Scope of the imputation model
Broad: one set of imputations to be used for all projects and analyses
Intermediate: one set of imputations per project and use this for all analyses
Narrow: a separate imputed dataset is created for each analysis
Which one is better: depends on the use case
Variance ratios
- Proportion of variation attributable to the missing data
\[
\lambda = \frac{B + B/m}{T}
\]
- If \(\lambda > 0.5\), then the influence of the imputation model on the final result is larger than that of the complete-data model
Relative increase in variance due to nonresponse \[ r = \frac{B + B/m}{\bar{U}} = \frac{\lambda}{1-\lambda} \]
- Fraction of information about \(Q\) missing due to nonresponse
\[
\gamma = \frac{r + 2/(\nu + 3)}{1 + r} = \frac{\nu + 1}{\nu + 3}\lambda + \frac{2}{\nu + 3}
\]
- Here, \(\nu\) is the degrees of freedom (see next)
- When \(\nu\) is large, \(\gamma\) is very close to \(\lambda\)
Degrees of freedom (df)
The degrees of freedom is the number of observations after accounting for the number of parameters in the model.
The “old” formula (as in Rubin 1987): may produce values larger than the sample size in the complete data \[ \nu_{\text{old}} = (m-1) \left(1 + \frac{1}{r^2}\right) = \frac{m-1}{\lambda^2} \]
Let \(\nu_\text{com}\) be the conventional df in a complete-data inference problem.
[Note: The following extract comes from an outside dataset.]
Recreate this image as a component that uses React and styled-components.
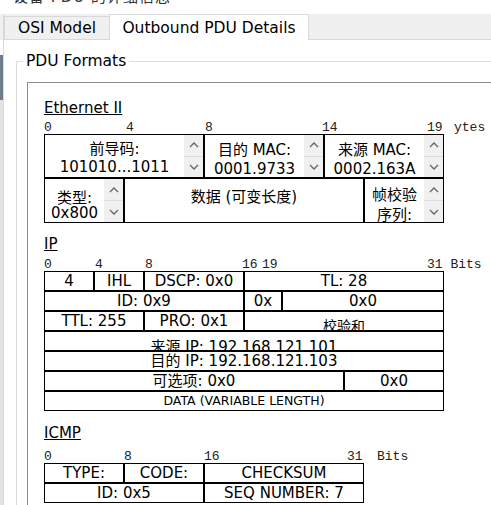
import React from 'react';
import styled, { createGlobalStyle } from 'styled-components';

const GlobalStyle = createGlobalStyle`
  html, body {
    margin: 0;
    padding: 0;
    background: #fff;
  }
  body {
    width: 491px;
    height: 505px;
    overflow: hidden;
    font-family: "DejaVu Sans", "Noto Sans CJK SC", sans-serif;
    color: #000;
  }
`;

const ethTicks = [[0, '0'], [82, '4'], [161, '8'], [278, '14'], [383, '19'], [410, 'ytes']];
const ipTicks = [[0, '0'], [51, '4'], [101, '8'], [198, '16'], [218, '19'], [383, '31 Bits']];
const icmpTicks = [[0, '0'], [80, '8'], [160, '16'], [303, '31'], [333, 'Bits']];

function Chevron({ down }) {
    return (
        <svg width="10" height="6" viewBox="0 0 10 6">
            <path
                d={down ? 'M1 1 L5 5 L9 1' : 'M1 5 L5 1 L9 5'}
                stroke="#666"
                strokeWidth="1.3"
                fill="none"
            />
        </svg>
    );
}

function Spinner() {
    return (
        <Spin>
            <SpinBtn><Chevron /></SpinBtn>
            <SpinBtn><Chevron down /></SpinBtn>
        </Spin>
    );
}

function Ruler({ ticks, mt }) {
    return (
        <RulerLine $mt={mt}>
            {ticks.map(([x, label]) => (
                <Tick key={label + x} $x={x}>{label}</Tick>
            ))}
        </RulerLine>
    );
}

export default function App() {
    return (
        <Window>
            <GlobalStyle />
            <LeftEdge />
            <Main>
                <TitleStrip>
                    <TitleText>设备 PDU 的详细信息</TitleText>
                </TitleStrip>
                <TabBar>
                    <Tab $w={106}>OSI Model</Tab>
                    <Tab $w={200} $active>Outbound PDU Details</Tab>
                </TabBar>
                <Content>
                    <Group>
                        <Legend>PDU Formats</Legend>
                        <Panel>
                            <SectionTitle>Ethernet II</SectionTitle>
                            <Ruler ticks={ethTicks} mt={3} />
                            <Frame $w={400}>
                                <Row $h={44}>
                                    <EthCell $w={160}>
                                        <CellText $pt={5} $lh={18}>{'前导码:\n101010...1011'}</CellText>
                                        <Spinner />
                                    </EthCell>
                                    <EthCell $w={120}>
                                        <CellText $pt={6} $lh={19}>{'目的 MAC:\n0001.9733'}</CellText>
                                        <Spinner />
                                    </EthCell>
                                    <EthCell $w={120}>
                                        <CellText $pt={6} $lh={19}>{'来源 MAC:\n0002.163A'}</CellText>
                                        <Spinner />
                                    </EthCell>
                                </Row>
                                <Row $h={45}>
                                    <EthCell $w={80}>
                                        <CellText $pt={12} $lh={15}>{'类型:\n0x800'}</CellText>
                                        <Spinner />
                                    </EthCell>
                                    <EthCell $w={240}>
                                        <CellText $pt={9} $lh={18}>数据 (可变长度)</CellText>
                                    </EthCell>
                                    <EthCell $w={80}>
                                        <CellText $pt={6} $lh={20}>{'帧校验\n序列:'}</CellText>
                                        <Spinner />
                                    </EthCell>
                                </Row>
                            </Frame>

                            <SectionTitle $mt={12}>IP</SectionTitle>
                            <Ruler ticks={ipTicks} mt={4} />
                            <Frame $w={400}>
                                <Row $h={20}>
                                    <Cell $w={50}>4</Cell>
                                    <Cell $w={50}>IHL</Cell>
                                    <Cell $w={100}>DSCP: 0x0</Cell>
                                    <Cell $w={200}>TL: 28</Cell>
                                </Row>
                                <Row $h={20}>
                                    <Cell $w={200}>ID: 0x9</Cell>
                                    <Cell $w={38}>0x</Cell>
                                    <Cell $w={162}>0x0</Cell>
                                </Row>
                                <Row $h={20}>
                                    <Cell $w={100}>TTL: 255</Cell>
                                    <Cell $w={100}>PRO: 0x1</Cell>
                                    <Cell $w={200} $pt={6} $lh={16} $fs={14}>校验和</Cell>
                                </Row>
                                <Row $h={20}>
                                    <Cell $w={400} $pt={6}>来源 IP: 192.168.121.101</Cell>
                                </Row>
                                <Row $h={20}>
                                    <Cell $w={400}>目的 IP: 192.168.121.103</Cell>
                                </Row>
                                <Row $h={20}>
                                    <Cell $w={300}>可选项: 0x0</Cell>
                                    <Cell $w={100}>0x0</Cell>
                                </Row>
                                <Row $h={20}>
                                    <Cell $w={400} $fs={12.5}>DATA (VARIABLE LENGTH)</Cell>
                                </Row>
                            </Frame>

                            <SectionTitle $mt={13}>ICMP</SectionTitle>
                            <Ruler ticks={icmpTicks} mt={7} />
                            <Frame $w={320}>
                                <Row $h={20}>
                                    <Cell $w={80}>TYPE:</Cell>
                                    <Cell $w={80}>CODE:</Cell>
                                    <Cell $w={160}>CHECKSUM</Cell>
                                </Row>
                                <Row $h={20}>
                                    <Cell $w={160}>ID: 0x5</Cell>
                                    <Cell $w={160}>SEQ NUMBER: 7</Cell>
                                </Row>
                            </Frame>
                        </Panel>
                    </Group>
                </Content>
            </Main>
        </Window>
    );
}

const Window = styled.div`
    display: flex;
    width: 491px;
    height: 505px;
    overflow: hidden;
    background: #fff;
`;

const LeftEdge = styled.div`
    flex: none;
    width: 3px;
    background: linear-gradient(
        to bottom,
        #fff 0 14px,
        #f0f0f0 14px 40px,
        #fff 40px 55px,
        #6d7d8c 55px 100px,
        #e2e2e2 100px
    );
`;

const Main = styled.div`
    flex: 1;
    display: flex;
    flex-direction: column;
    min-width: 0;
`;

const TitleStrip = styled.div`
    flex: none;
    height: 14px;
    overflow: hidden;
    padding-left: 10px;
`;

const TitleText = styled.div`
    margin-top: -10px;
    font-size: 15px;
    line-height: 15px;
    letter-spacing: 1px;
    color: #333;
    white-space: nowrap;
`;

const TabBar = styled.div`
    flex: none;
    display: flex;
    align-items: flex-end;
    height: 26px;
    box-sizing: border-box;
    background: #f0f0f0;
    border-left: 1px solid #d9d9d9;
    border-bottom: 1px solid #d9d9d9;
`;

const Tab = styled.div`
    box-sizing: border-box;
    width: ${p => p.$w}px;
    height: ${p => (p.$active ? 26 : 24)}px;
    margin-bottom: -1px;
    margin-left: ${p => (p.$active ? -1 : 0)}px;
    display: flex;
    align-items: center;
    justify-content: center;
    border: 1px solid #d9d9d9;
    border-bottom: ${p => (p.$active ? 'none' : '1px solid #d9d9d9')};
    background: ${p => (p.$active ? '#fff' : '#f0f0f0')};
    font-size: 15.5px;
    color: #000;
    white-space: nowrap;
`;

const Content = styled.div`
    flex: 1;
    border-left: 1px solid #d9d9d9;
    padding-left: 12px;
`;

const Group = styled.fieldset`
    margin: 12px 0 0;
    padding: 12px 0 0 10px;
    min-width: 0;
    border: 1px solid #dcdcdc;
    border-right: none;
    border-bottom: none;
`;

const Legend = styled.legend`
    margin-left: -4px;
    padding: 0 3px;
    font-size: 15.5px;
    line-height: 18px;
    color: #000;
`;

const Panel = styled.div`
    border-top: 1px solid #848e94;
    border-left: 1px solid #848e94;
    padding: 16px 0 40px 16px;
    background: #fff;
`;

const SectionTitle = styled.div`
    margin-top: ${p => p.$mt || 0}px;
    font-size: 15px;
    line-height: 18px;
    text-decoration: underline;
`;

const RulerLine = styled.div`
    position: relative;
    height: 14px;
    margin-top: ${p => p.$mt}px;
    font-family: "Liberation Mono", "DejaVu Sans Mono", monospace;
    font-size: 13px;
    line-height: 16px;
    color: #222;
`;

const Tick = styled.span`
    position: absolute;
    top: 0;
    left: ${p => p.$x}px;
    white-space: pre;
`;

const Frame = styled.div`
    display: flex;
    flex-direction: column;
    width: ${p => p.$w}px;
`;

const Row = styled.div`
    display: flex;
    height: ${p => p.$h}px;
`;

const EthCell = styled.div`
    box-sizing: border-box;
    width: ${p => p.$w}px;
    height: 100%;
    display: flex;
    border: 1px solid #000;
    overflow: hidden;
`;

const CellText = styled.div`
    flex: 1;
    padding-top: ${p => p.$pt}px;
    line-height: ${p => p.$lh}px;
    font-size: 15px;
    text-align: center;
    white-space: pre;
`;

const Spin = styled.div`
    flex: none;
    width: 19px;
    display: flex;
    flex-direction: column;
    background: #f0f0f0;
`;

const SpinBtn = styled.div`
    flex: 1;
    display: flex;
    align-items: center;
    justify-content: center;
    & + & {
        border-top: 1px solid #dcdcdc;
    }
`;

const Cell = styled.div`
    box-sizing: border-box;
    width: ${p => p.$w}px;
    height: 100%;
    border: 1px solid #000;
    padding-top: ${p => p.$pt || 0}px;
    font-size: ${p => p.$fs || 15}px;
    line-height: ${p => p.$lh || 18}px;
    text-align: center;
    white-space: nowrap;
    overflow: hidden;
`;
If the number of parameters in the model is \(k\) and the sample size is \(n\), then \(\nu_\text{com} = n-k\). The estimated observed data df that accounts for the missing information is \[ \nu_{\text{obs}} = \frac{\nu_\text{com} + 1}{\nu_\text{com} + 3} \nu_\text{com} (1-\lambda) \]
Barnard-Rubin correction: the adjusted df to be used for testing in multiple imputation is \[ \nu = \frac{\nu_{\text{old}} \nu_{\text{obs}}}{\nu_{\text{old}} + \nu_{\text{obs}}} \]
A numerical example
## Load the mice package
library(mice);
imp <- mice(nhanes, print = FALSE, m = 10, seed = 24415)
fit <- with(imp, lm(bmi ~ age))
est <- pool(fit); print(est, digits = 2)
## Class: mipo m = 10
## term m estimate ubar b t dfcom df riv lambda fmi
## 1 (Intercept) 10 30.8 3.4 2.52 6.2 23 9.2 0.82 0.45 0.54
## 2 age 10 -2.3 0.9 0.39 1.3 23 12.3 0.48 0.32 0.41
- Columns
ubar
,b
, andt
are the variances - Column
dfcom
is \(\nu_\text{com}\) - Column
df
is the Barnard-Rubin correction \(\nu\)
T-test for regression coefficients
- Use the Barnard-Rubin correction of \(\nu\) as the shape parameter of t-distribution.
print(summary(est, conf.int = TRUE), digits = 1)
## term estimate std.error statistic df p.value 2.5 % 97.5 %
## 1 (Intercept) 31 2 12 9 5e-07 25 36.4
## 2 age -2 1 -2 12 7e-02 -5 0.2
More about Imputation Methods
Imputation evaluation criteria
- The following criteria are useful in simulation studies (when you know the true \(Q\))
Raw bias (RB): upper limit \(5\%\) \[ \text{RB} = \left|\frac{E\left(\bar{Q}\right) - Q}{Q}\right| \]
Coverage rate (CR): A CR below \(90\%\) for the nominal \(95\%\) interval is bad
Average width (AW) of confidence interval
Root mean squared error (RMSE): the smaller the better \[ \text{RMSE} = \sqrt{\left(E\left(\bar{Q}\right) - Q\right)^2} \]
Imputation is not prediction
- Shall we evaluate an imputation method by examine how it can closely recover the missing values?
- For example, using the RMSE to see if the imputed values \(\dot{y}_i\) are close to the true (removed) missing data \(y_i^{\text{mis}}\)? \[ \text{RMSE} = \sqrt{\frac{1}{n_{\text{mis}}}\sum_{i=1}^{n_{\text{mis}}}\left(y_i^{\text{mis}} - \dot{y}_i \right)^2} \]
- NO! This will favor least squares estimates, and it will find the same values over and over; and thus it is single imputation. This ignores the inherent uncertainty of the missing values.
When not to use multiple imputation
For predictive modeling, if the missing values are in the target variable \(Y\), then complete-case analysis and multiple imputation are equivalent.
Two special cases where listwise deletion is better than multiple imputation
If the probability to be missing does not depend on \(Y\)
If the complete data model is logistic regression, and the missing data are confined to \(Y\), not \(X\)
References
Van Buuren, S. (2018). Flexible Imputation of Missing Data, 2nd Edition. CRC press.
Rubin, D. (1987). Multiple Imputation for Nonresponse in Surveys. New York: John Wiley & Sons.